She Makes Bleak Golden

She Makes Bleak Golden December 17, 2016

If you do not read Christina Rossetti, stop reading this now and go buy a book.

I can wait.

Those who know that Rossetti is the poet still standing against the alt-Left and the alt-Right, politically incorrect and yet a Lady, welcome you to the resistance. Rossetti wanted beauty more than wealth, virtue more than power, and God far more than the world. She is the antidote to American culture which has become bleak as Republican values fade to the lure of the world, the flesh, and the devil.

Rossetti may not have liked the dark Satanic mills (Dante’s or Dickens’) of Victorian England, but she did not despair. She turned to Christ. She produced more lasting worth with her pen than the child labor factories made in a generation without the sin. Rossetti sided with the dying values of the Christian Middle Ages. Along with Anthony Trollope, if you love the quirky and beautiful corners of England as opposed to the Way We Live Now, thank beautiful souls like Rossetti.

My favorite carol, when not resting merrily like a gentleman, is based on a Rossetti poem: In the Bleak Midwinter800px-Christina_Rossetti_2_opt. If it is less performed, this is because it is at war with commercial Christmas. There is no fixing these words. They are hostile to materialism or to any reduction of a Holy Day to anything less than profound mystery combined with jollification:

In the bleak mid-winter
Frosty wind made moan,
Earth stood hard as iron,
Water like a stone;
Snow had fallen, snow on snow,
Snow on snow,
In the bleak mid-winter
Long ago.

Our God, Heaven cannot hold Him
Nor earth sustain;
Heaven and earth shall flee away
When He comes to reign:
In the bleak mid-winter
A stable-place sufficed
The Lord God Almighty,
Jesus Christ.

Enough for Him, whom cherubim
Worship night and day,
A breastful of milk,
And a mangerful of hay;
Enough for Him, whom angels
Fall down before,
The ox and ass and camel
Which adore.

Angels and archangels
May have gathered there,
Cherubim and seraphim
Thronged the air –
But only His mother
In her maiden bliss
Worshipped the Beloved
With a kiss.

What can I give Him,
Poor as I am?
If I were a shepherd
I would bring a lamb;
If I were a wise man
I would do my part;
Yet what I can, I give Him –
Give my heart.

This is brave, because it does not dodge the bleakness of the time that soon would incinerate the better world that could have been in the fires of World War I. Rossetti saw the coming death of Christian Britain, but she did not despair. Instead, she turned to eternal truths and when Christian Britain returns, as she has so many times, statues will be raised to her honor. Twenty years after her death, much that was good was lost, but she is not yet forgotten. She made too much beauty for even our jaded culture to totally forget her.

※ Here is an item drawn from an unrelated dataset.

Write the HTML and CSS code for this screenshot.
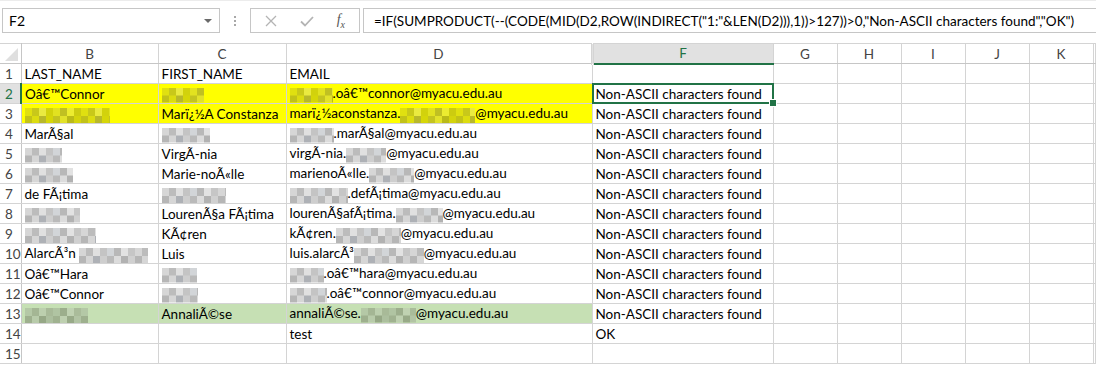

She saw that the Virgin was blessed enough to give a kiss to her Divine Son, an opportunity priceless beyond a peerage. Rossetti persevered, daring accusations of madness in the face of Tory moral compromise and Liberal evolution to revolutionary evils. Rossetti rejected feminism for womanhood while refusing to be “put in her place.” She was herself.

If discouraged, look to her example. The times are not so bleak as those she faced. We know now the evils of communism in ways that her generation did not. Nobody who thinks believes that industrialization is an unmixed good and the racist colonialism of her time is utterly repudiated. Against it all, especially an England that still cannot take her as she was, Rossetti stands. In the bleak midwinter, she saw the Holy Family and seeing them found Jesus. Seeing Jesus leads to joy . . . and joy to jollifications!

Let’s be like she is.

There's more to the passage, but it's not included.